As our graduates enter this exciting profession, they begin to research various artists and their techniques, which is commendable! However, one pitfall seems to be when they attempt some advanced techniques before mastering what they were initially taught.
One advanced technique is the use of the Single Needle. Why is it considered advanced? A single needle makes it more difficult and tedious to get color into the skin. A single needle also requires tremendous control of one’s machine, or the procedure can suffer excessive bleeding, scarring, yes scarring, uneven deposit of color, a complete lack of color retention, migration of color, and an extraordinary amount of time and discomfort for the client.
A single needle does not have the ability to carry much color since it stands alone, so it is limited to the amount of color that will adhere to it for deposit. It is also the most uncomfortable needle to use for your clients.
I understand that there are practitioners that were trained using pointillism with a single needle, and I was one of them, 30-years ago. It wasn’t until I trained with a tattoo artist, turned permanent makeup artist, I began to use and understand various needle configurations and the effects they were capable of creating.
As a makeup artist, I would show this tattoo artist an effect I wanted to achieve, and she would literally make the appropriate needle for me. However, with all the choices, I often find my way back to 3-Needle configurations and magnums.
Here is some information new practitioners may find helpful.
A 3RL, which translates to, 3-needles in Round and tight a configuration, designed for Lining.
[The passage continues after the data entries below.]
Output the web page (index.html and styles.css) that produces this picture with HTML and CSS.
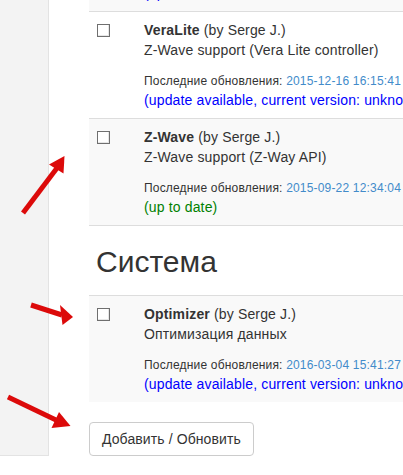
FILE: index.html
```html
<!DOCTYPE html>
<html lang="ru">
  <head>
    <meta charset="UTF-8" />
    <meta name="viewport" content="width=device-width, initial-scale=1.0" />
    <title>Плагины</title>
    <link rel="stylesheet" href="styles.css">
  </head>
  <body>
    <div class="page">
      <!-- Sidebar -->
      <aside class="sidebar"></aside>

      <!-- Plugin list -->
      <main class="content">
        <table class="plugins">
          <tbody>
            <tr>
              <td class="check"><input type="checkbox" /></td>
              <td>
                <div><b>Vera</b> (by Serge J.)</div>
                <p>Z-Wave support (Vera controller)</p>
                <div><small>Последние обновления: <span class="date">2015-12-16 16:10:02</span></small></div>
                <div class="status-new">(update available, current version: unknown)</div>
              </td>
            </tr>
            <tr>
              <td class="check"><input type="checkbox" /></td>
              <td>
                <div><b>VeraLite</b> (by Serge J.)</div>
                <p>Z-Wave support (Vera Lite controller)</p>
                <div><small>Последние обновления: <span class="date">2015-12-16 16:15:41</span></small></div>
                <div class="status-new">(update available, current version: unknown)</div>
              </td>
            </tr>
            <tr>
              <td class="check"><input type="checkbox" /></td>
              <td>
                <div><b>Z-Wave</b> (by Serge J.)</div>
                <p>Z-Wave support (Z-Way API)</p>
                <div><small>Последние обновления: <span class="date">2015-09-22 12:34:04</span></small></div>
                <div class="status-ok">(up to date)</div>
              </td>
            </tr>
          </tbody>
        </table>

        <h2>Система</h2>

        <table class="plugins last">
          <tbody>
            <tr>
              <td class="check"><input type="checkbox" /></td>
              <td>
                <div><b>Optimizer</b> (by Serge J.)</div>
                <p>Оптимизация данных</p>
                <div><small>Последние обновления: <span class="date">2016-03-04 15:41:27</span></small></div>
                <div class="status-new">(update available, current version: unknown)</div>
              </td>
            </tr>
          </tbody>
        </table>

        <button type="submit" class="btn">Добавить / Обновить</button>
      </main>
    </div>

    <!-- Annotation arrows -->
    <svg class="arrows" width="403" height="475" viewBox="0 0 403 475">
      <g fill="#dc0a0a" stroke="#dc0a0a" stroke-linecap="butt">
        <line x1="23" y1="213" x2="57" y2="168" stroke-width="5" />
        <polygon points="64.5,156 49,164.5 63.5,173.5" stroke="none" />
        <line x1="31" y1="305" x2="62" y2="315" stroke-width="5" />
        <polygon points="73,317 60,305 62.5,325" stroke="none" />
        <line x1="8" y1="397" x2="56" y2="420" stroke-width="5" />
        <polygon points="70.5,426 51.5,428 59,412" stroke="none" />
      </g>
    </svg>
  </body>
</html>
```
FILE: styles.css
```css
/* General Styles */
html,
body {
  margin: 0;
  padding: 0;
  overflow: hidden;
}
body {
  font-family: "Liberation Sans", Arial, sans-serif;
  font-size: 14px;
  line-height: 20px;
  color: #333;
  background-color: #fff;
}
.page {
  display: flex;
  margin-top: -96px;
}
.sidebar {
  width: 48px;
  flex-shrink: 0;
  background-color: #f3f3f3;
  border-right: 1px solid #e3e3e3;
  border-bottom: 1px solid #e3e3e3;
}
.content {
  flex: 1;
  min-width: 0;
  overflow: hidden;
  padding-left: 40px;
}

/* Plugin tables */
.plugins {
  width: 620px;
  border-collapse: collapse;
  border-bottom: 1px solid #ddd;
}
.plugins.last {
  border-bottom: none;
}
.plugins td {
  border-top: 1px solid #ddd;
  padding: 8px;
  vertical-align: top;
  white-space: nowrap;
  letter-spacing: 0.15px;
}
.plugins tr:nth-child(odd) td {
  background-color: #f9f9f9;
}
.plugins td.check {
  width: 31px;
}
.plugins p {
  margin: 0 0 10px;
}
.plugins small {
  font-size: 12px;
  line-height: 1;
  letter-spacing: 0.18px;
}
.check input {
  appearance: none;
  display: block;
  width: 13px;
  height: 13px;
  margin: 4px 0 0;
  border: 1px solid #6f6f6f;
  background: #fff;
  box-shadow: inset -1px -1px 0 #e6e6e6;
}
.date {
  color: #428bca;
}
.status-new {
  color: #0000ff;
}
.status-ok {
  color: #008000;
}

h2 {
  font-size: 30px;
  font-weight: normal;
  line-height: 33px;
  margin: 19px 0 17px 7px;
}

.btn {
  margin-top: 20px;
  padding: 6px 12px;
  font-family: inherit;
  font-size: 14px;
  line-height: 20px;
  letter-spacing: 0.1px;
  color: #333;
  background-color: #fff;
  border: 1px solid #ccc;
  border-radius: 4px;
}

.arrows {
  position: absolute;
  top: 0;
  left: 0;
}
```
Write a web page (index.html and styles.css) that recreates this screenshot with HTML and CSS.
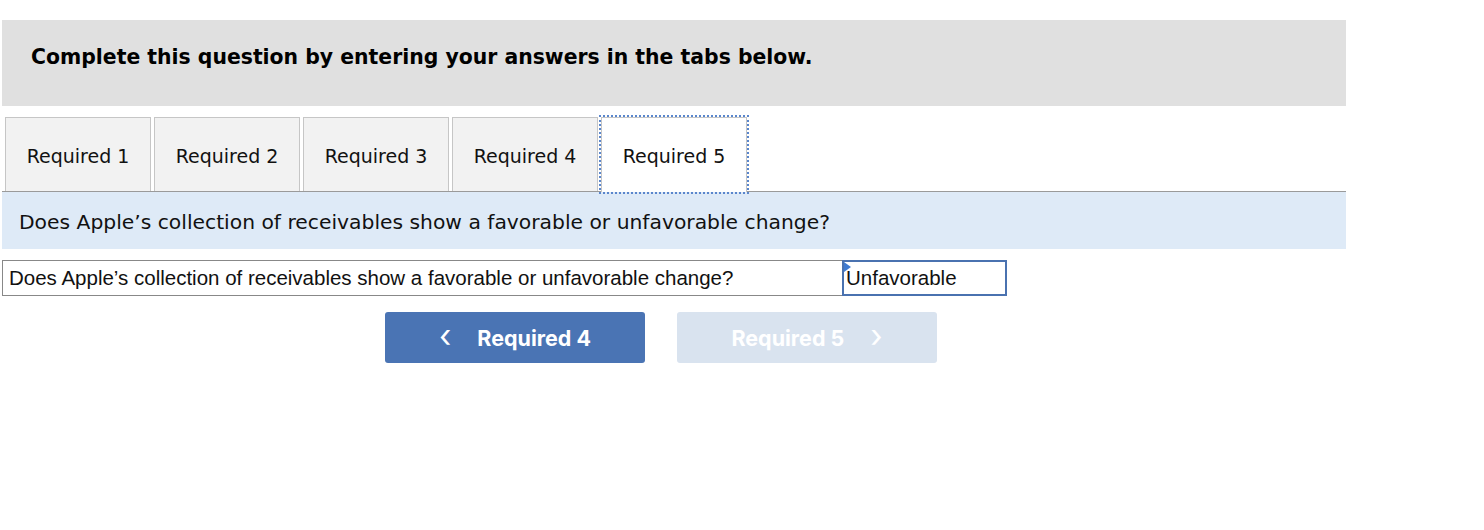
FILE: index.html
```html
<!DOCTYPE html>
<html>
<head>
<meta charset="utf-8">
<link rel="stylesheet" href="styles.css">
</head>
<body>
<div class="page">
  <div class="header">
    <h1 class="header-title">Complete this question by entering your answers in the tabs below.</h1>
  </div>
  <div class="tabs">
    <div class="tab">Required 1</div>
    <div class="tab">Required 2</div>
    <div class="tab">Required 3</div>
    <div class="tab">Required 4</div>
    <div class="tab tab-active">Required 5</div>
  </div>
  <div class="prompt">Does Apple’s collection of receivables show a favorable or unfavorable change?</div>
  <div class="answer-row">
    <div class="answer-label">Does Apple’s collection of receivables show a favorable or unfavorable change?</div>
    <div class="answer-value"><span class="corner"></span>Unfavorable</div>
  </div>
  <div class="nav">
    <button class="nav-btn nav-prev"><span class="chev">&lsaquo;</span>Required 4</button>
    <button class="nav-btn nav-next">Required 5<span class="chev">&rsaquo;</span></button>
  </div>
</div>
</body>
</html>
```
FILE: styles.css
```css
html, body {
  margin: 0;
  padding: 0;
  background: #ffffff;
}
.page {
  padding: 20px 0 0 2px;
  width: 1344px;
}
.header {
  background: #e0e0e0;
  height: 86px;
  display: flex;
  align-items: center;
  padding-left: 29px;
}
.header-title {
  margin: 0;
  font-family: "DejaVu Sans", Verdana, sans-serif;
  font-weight: bold;
  font-size: 20.4px;
  color: #000;
  position: relative;
  top: -6px;
}
.tabs {
  display: flex;
  gap: 3px;
  margin-top: 11px;
  padding-left: 3px;
  height: 74px;
  border-bottom: 1px solid #9a9a9a;
}
.tab {
  width: 146px;
  height: 74px;
  box-sizing: border-box;
  background: #f2f2f2;
  border: 1px solid #c6c6c6;
  border-bottom: none;
  display: flex;
  align-items: center;
  justify-content: center;
  padding-top: 3px;
  font-family: "DejaVu Sans", Verdana, sans-serif;
  font-size: 19px;
  color: #111;
}
.tab-active {
  background: #fff;
  height: 75px;
  padding-top: 2px;
  outline: 2px dotted #5a86cc;
  outline-offset: 0px;
  position: relative;
  z-index: 1;
}
.prompt {
  background: #deeaf7;
  height: 57px;
  display: flex;
  align-items: center;
  padding-left: 17px;
  padding-top: 2px;
  box-sizing: border-box;
  font-family: "DejaVu Sans", Verdana, sans-serif;
  font-size: 20.3px;
  color: #111;
}
.answer-row {
  display: flex;
  margin-top: 11px;
  height: 36px;
  width: 1005px;
}
.answer-label {
  width: 840px;
  box-sizing: border-box;
  border: 1px solid #888;
  border-right: none;
  display: flex;
  align-items: center;
  padding-left: 6px;
  font-family: "Liberation Sans", Arial, sans-serif;
  font-size: 20.5px;
  color: #111;
}
.answer-value {
  flex: 1;
  position: relative;
  box-sizing: border-box;
  border: 2px solid #4a72b0;
  display: flex;
  align-items: center;
  padding-left: 2px;
  font-family: "Liberation Sans", Arial, sans-serif;
  font-size: 20.5px;
  color: #111;
}
.corner {
  position: absolute;
  left: 0;
  top: 0;
  width: 0;
  height: 0;
  border-top: 5px solid transparent;
  border-bottom: 5px solid transparent;
  border-left: 7px solid #3f7ad0;
}
.nav {
  display: flex;
  gap: 32px;
  margin-top: 16px;
  padding-left: 383px;
}
.nav-btn {
  width: 260px;
  height: 51px;
  border: none;
  border-radius: 3px;
  font-family: Inter, "Open Sans", sans-serif;
  font-weight: 700;
  font-size: 21.5px;
  color: #fff;
  display: flex;
  align-items: center;
  justify-content: center;
  padding: 0;
}
.nav-prev {
  background: #4a74b4;
}
.nav-next {
  background: #d9e3ef;
}
.chev {
  font-weight: 400;
  font-size: 32px;
  line-height: 1;
  position: relative;
  top: -2px;
}
.nav-prev .chev {
  margin-right: 26px;
}
.nav-next .chev {
  margin-left: 26px;
}
```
This needle carries much more color than a single needle and can create a sharp line for eyeliner wedges or sharp lip line and depending on the size of the needles themselves, a fabulous hair stroke.
A 3RS, which translates to, 3-needles in Round but loose configuration, designed for Shading. This needle is the most versatile, since it can create a gorgeous eyeliner, with faster and easier deposit of color, a gorgeous powder brow and beautiful blush lips. Today, I continue to use this needle with pointillism for my bottom eyeliner to produce a softer effect than a sharp line.
One more important piece of information regarding needles is to know and understand the size or mm of the needle. They range from .18mm, 20mm, 25mm, 30mm, from thicker to finer. The higher the number the finer (thinner) the needle.
So, your needle package may read, 3RS.20mm.
The mm is something of preference that develops from practice and experience. You may want to start in the mid-range and master that one size needle before experimenting with others.